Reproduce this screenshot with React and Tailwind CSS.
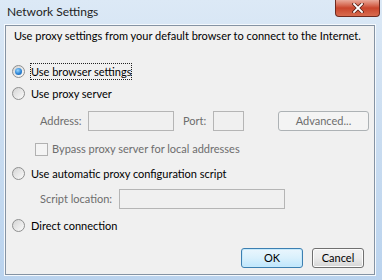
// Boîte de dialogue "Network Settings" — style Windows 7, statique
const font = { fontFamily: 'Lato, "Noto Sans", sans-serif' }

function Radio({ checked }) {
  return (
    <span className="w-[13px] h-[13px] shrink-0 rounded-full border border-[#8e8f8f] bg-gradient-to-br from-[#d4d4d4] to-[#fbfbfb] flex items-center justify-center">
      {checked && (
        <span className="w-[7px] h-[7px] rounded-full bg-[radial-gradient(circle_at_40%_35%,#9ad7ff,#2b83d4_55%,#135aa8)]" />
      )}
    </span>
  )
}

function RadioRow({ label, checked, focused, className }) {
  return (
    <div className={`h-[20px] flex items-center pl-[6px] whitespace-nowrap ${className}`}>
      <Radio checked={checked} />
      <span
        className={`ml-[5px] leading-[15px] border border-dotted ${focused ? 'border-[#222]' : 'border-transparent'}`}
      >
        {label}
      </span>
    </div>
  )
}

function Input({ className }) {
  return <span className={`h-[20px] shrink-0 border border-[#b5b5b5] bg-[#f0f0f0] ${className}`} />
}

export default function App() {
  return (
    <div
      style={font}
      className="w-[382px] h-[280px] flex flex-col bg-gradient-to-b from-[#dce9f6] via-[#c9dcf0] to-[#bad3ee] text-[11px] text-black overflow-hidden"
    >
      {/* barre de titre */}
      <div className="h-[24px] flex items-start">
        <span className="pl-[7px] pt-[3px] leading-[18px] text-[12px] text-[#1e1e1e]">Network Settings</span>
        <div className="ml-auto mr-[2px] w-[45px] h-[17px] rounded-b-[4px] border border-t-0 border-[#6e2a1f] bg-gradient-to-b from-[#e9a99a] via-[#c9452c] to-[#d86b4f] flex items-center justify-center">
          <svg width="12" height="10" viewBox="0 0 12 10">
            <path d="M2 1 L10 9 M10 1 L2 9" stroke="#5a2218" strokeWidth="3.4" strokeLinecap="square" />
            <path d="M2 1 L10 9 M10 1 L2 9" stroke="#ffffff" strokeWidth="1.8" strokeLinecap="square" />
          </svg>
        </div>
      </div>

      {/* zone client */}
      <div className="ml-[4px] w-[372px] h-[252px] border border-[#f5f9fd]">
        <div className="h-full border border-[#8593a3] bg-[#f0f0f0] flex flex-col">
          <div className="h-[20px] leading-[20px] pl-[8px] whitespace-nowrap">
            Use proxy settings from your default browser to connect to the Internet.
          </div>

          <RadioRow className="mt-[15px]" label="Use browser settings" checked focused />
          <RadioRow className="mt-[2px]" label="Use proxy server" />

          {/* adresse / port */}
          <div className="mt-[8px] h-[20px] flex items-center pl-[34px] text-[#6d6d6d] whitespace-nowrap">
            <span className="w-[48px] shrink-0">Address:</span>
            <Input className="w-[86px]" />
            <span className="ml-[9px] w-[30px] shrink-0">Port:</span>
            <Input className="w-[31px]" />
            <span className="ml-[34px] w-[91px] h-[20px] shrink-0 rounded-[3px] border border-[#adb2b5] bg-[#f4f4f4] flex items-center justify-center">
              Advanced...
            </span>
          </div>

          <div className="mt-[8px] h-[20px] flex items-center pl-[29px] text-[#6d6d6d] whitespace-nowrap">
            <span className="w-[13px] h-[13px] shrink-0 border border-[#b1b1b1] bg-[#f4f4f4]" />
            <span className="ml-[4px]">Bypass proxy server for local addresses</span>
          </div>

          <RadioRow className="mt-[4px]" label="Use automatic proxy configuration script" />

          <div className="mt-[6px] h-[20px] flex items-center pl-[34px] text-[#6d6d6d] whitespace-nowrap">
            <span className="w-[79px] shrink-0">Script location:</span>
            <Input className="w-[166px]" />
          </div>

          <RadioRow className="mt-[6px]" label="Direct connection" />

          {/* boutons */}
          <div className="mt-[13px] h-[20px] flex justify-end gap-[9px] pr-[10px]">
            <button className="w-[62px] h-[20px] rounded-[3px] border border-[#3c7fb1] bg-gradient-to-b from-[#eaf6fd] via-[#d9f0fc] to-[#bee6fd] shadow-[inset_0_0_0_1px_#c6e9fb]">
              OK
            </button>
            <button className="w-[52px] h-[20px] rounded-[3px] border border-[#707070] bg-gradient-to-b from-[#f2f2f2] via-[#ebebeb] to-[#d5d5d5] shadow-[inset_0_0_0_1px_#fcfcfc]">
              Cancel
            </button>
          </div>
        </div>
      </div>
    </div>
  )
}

------------------------------------------------------------

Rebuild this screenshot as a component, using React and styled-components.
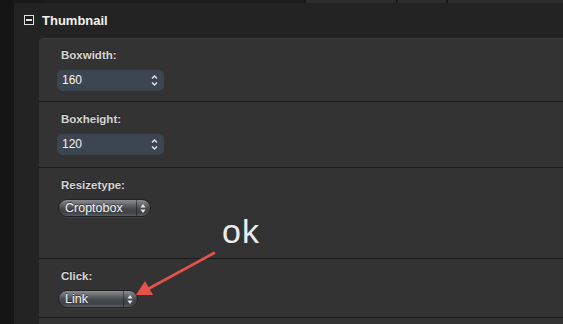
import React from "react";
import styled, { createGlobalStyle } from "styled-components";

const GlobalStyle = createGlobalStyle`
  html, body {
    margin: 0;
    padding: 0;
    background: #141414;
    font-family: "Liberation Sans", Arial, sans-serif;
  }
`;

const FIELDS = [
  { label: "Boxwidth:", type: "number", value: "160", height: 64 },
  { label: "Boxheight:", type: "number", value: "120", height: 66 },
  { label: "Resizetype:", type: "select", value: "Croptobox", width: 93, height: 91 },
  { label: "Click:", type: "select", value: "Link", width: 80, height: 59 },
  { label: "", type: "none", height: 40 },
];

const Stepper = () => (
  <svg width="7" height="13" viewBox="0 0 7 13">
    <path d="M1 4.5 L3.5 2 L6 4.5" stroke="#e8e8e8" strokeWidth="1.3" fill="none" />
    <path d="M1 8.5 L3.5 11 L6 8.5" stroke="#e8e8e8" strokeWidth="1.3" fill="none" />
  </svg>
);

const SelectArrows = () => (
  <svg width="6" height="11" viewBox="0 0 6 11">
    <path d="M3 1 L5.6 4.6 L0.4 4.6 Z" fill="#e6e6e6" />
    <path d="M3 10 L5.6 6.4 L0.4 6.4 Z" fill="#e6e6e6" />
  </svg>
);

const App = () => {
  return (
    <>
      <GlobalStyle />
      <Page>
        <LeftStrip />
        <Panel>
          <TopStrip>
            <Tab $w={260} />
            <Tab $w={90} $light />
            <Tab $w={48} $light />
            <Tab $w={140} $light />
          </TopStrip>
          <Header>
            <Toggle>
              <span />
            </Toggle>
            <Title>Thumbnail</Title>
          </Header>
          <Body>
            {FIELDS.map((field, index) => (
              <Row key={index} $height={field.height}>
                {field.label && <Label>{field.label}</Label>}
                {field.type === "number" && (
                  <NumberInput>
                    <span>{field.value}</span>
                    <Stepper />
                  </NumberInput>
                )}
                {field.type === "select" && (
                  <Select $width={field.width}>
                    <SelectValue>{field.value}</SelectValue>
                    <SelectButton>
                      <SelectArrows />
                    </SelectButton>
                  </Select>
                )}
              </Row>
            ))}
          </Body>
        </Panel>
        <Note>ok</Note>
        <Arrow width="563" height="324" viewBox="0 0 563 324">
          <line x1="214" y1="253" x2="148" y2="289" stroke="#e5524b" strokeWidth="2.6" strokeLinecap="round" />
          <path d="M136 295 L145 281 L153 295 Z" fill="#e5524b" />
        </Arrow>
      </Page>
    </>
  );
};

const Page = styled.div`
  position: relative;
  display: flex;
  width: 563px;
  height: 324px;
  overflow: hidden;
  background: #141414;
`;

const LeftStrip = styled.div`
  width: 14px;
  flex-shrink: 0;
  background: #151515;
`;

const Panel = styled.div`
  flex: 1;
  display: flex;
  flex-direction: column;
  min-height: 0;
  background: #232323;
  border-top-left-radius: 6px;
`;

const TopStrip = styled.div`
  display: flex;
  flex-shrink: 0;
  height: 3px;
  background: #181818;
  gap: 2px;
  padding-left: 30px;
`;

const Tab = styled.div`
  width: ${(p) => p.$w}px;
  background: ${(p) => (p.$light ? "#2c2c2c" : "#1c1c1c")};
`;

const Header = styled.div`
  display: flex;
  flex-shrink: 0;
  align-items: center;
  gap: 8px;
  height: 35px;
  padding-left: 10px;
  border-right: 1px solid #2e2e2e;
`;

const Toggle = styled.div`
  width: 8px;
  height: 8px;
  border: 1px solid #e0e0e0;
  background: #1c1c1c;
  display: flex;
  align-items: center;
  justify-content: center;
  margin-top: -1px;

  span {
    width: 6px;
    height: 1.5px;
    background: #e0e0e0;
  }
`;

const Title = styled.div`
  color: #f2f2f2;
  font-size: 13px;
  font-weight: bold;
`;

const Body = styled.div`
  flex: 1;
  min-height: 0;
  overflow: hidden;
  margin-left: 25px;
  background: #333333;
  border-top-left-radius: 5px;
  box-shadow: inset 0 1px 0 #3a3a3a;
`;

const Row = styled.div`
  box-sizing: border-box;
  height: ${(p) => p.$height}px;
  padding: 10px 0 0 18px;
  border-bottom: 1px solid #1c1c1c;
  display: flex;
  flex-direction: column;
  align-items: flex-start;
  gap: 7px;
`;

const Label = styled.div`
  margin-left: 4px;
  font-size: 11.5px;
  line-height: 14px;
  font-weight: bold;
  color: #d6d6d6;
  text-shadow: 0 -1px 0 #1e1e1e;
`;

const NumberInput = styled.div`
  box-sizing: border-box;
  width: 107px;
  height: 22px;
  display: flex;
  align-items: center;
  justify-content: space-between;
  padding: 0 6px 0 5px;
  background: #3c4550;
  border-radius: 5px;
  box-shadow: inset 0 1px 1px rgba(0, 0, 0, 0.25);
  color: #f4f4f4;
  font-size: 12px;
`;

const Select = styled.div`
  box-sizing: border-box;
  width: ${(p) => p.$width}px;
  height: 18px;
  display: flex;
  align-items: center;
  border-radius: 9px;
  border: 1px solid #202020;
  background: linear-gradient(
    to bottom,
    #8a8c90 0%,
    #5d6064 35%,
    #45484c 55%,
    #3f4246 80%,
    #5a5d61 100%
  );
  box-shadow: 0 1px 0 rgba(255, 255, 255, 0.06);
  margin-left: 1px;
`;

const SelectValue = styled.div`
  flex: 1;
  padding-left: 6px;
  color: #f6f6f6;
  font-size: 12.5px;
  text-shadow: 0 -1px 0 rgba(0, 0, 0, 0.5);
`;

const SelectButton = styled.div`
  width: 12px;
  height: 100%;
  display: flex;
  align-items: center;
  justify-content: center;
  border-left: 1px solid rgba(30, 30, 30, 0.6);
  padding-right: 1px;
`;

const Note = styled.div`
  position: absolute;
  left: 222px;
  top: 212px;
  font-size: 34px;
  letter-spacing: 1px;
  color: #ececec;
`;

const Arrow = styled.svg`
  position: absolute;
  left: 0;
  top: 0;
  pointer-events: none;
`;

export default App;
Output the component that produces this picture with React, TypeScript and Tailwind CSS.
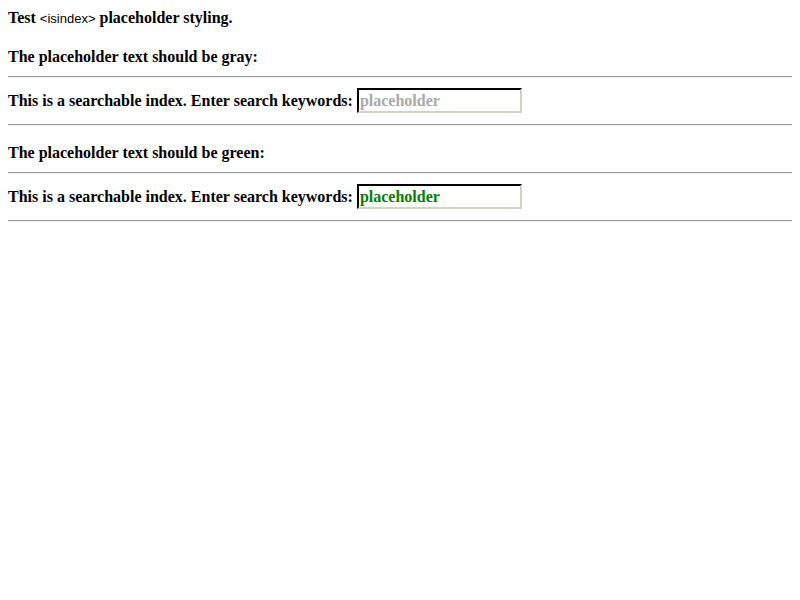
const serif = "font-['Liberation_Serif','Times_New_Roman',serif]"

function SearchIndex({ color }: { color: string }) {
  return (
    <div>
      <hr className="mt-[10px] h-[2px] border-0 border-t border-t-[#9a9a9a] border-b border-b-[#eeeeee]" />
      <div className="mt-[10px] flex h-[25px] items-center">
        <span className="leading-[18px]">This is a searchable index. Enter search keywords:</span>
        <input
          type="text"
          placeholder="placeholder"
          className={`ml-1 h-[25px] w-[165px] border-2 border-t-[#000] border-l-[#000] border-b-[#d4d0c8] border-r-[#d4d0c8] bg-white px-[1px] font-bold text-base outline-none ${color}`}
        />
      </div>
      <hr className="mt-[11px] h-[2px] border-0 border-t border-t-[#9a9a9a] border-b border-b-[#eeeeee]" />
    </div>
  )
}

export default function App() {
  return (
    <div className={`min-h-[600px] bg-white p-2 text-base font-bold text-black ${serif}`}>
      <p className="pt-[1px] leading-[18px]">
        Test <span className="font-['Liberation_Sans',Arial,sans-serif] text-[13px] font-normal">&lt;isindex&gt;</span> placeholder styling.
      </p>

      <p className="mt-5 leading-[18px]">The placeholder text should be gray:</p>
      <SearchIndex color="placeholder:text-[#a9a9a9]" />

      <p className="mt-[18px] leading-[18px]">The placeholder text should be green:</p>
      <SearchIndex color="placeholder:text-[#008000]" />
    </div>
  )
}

------------------------------------------------------------

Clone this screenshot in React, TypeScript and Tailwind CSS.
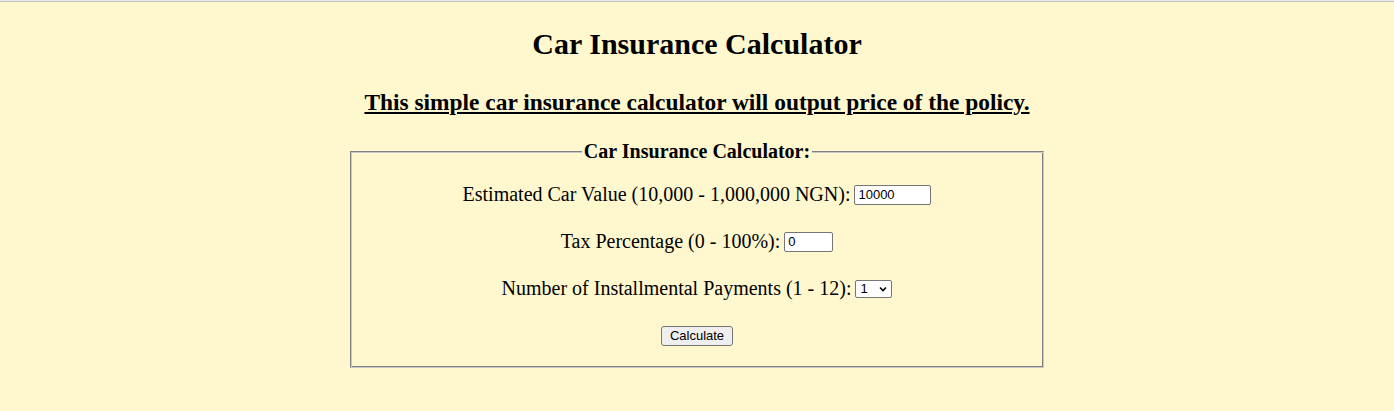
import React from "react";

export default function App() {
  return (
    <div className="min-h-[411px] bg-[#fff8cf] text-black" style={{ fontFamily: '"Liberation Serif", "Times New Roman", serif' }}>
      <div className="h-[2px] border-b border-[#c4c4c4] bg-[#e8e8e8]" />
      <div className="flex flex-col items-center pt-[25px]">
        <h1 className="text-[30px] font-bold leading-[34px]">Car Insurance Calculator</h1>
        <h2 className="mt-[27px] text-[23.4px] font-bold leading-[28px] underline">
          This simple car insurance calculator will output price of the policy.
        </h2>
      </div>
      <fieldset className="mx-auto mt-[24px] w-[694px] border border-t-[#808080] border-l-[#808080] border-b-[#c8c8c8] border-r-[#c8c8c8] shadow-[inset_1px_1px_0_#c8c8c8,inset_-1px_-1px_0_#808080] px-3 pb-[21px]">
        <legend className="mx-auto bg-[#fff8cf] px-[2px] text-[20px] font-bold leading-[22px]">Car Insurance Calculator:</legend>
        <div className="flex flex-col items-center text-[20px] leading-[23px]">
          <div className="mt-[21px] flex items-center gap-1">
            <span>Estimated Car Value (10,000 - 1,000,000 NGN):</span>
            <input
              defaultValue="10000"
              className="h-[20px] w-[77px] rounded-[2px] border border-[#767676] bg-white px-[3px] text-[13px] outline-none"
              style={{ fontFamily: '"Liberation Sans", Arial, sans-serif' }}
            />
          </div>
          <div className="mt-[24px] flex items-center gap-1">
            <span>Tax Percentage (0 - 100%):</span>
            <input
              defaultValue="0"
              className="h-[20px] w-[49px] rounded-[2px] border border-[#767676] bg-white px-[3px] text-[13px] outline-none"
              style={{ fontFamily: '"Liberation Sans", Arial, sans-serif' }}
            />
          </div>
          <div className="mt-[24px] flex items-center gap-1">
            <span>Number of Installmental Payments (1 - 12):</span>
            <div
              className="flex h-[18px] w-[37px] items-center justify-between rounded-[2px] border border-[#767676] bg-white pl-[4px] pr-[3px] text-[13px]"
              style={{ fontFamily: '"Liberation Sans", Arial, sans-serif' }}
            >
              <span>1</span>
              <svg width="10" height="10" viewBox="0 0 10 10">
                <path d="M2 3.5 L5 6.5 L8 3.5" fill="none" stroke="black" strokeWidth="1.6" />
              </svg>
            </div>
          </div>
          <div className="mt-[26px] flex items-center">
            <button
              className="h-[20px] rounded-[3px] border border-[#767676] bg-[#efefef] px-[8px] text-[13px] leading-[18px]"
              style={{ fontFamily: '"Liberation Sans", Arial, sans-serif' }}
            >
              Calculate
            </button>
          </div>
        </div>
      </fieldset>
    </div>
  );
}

------------------------------------------------------------

TASK TO CARRY OUT: Extract every line above that contains the word "with".

FINISHED ANSWER:
Reproduce this screenshot with React and Tailwind CSS.
Output the component that produces this picture with React, TypeScript and Tailwind CSS.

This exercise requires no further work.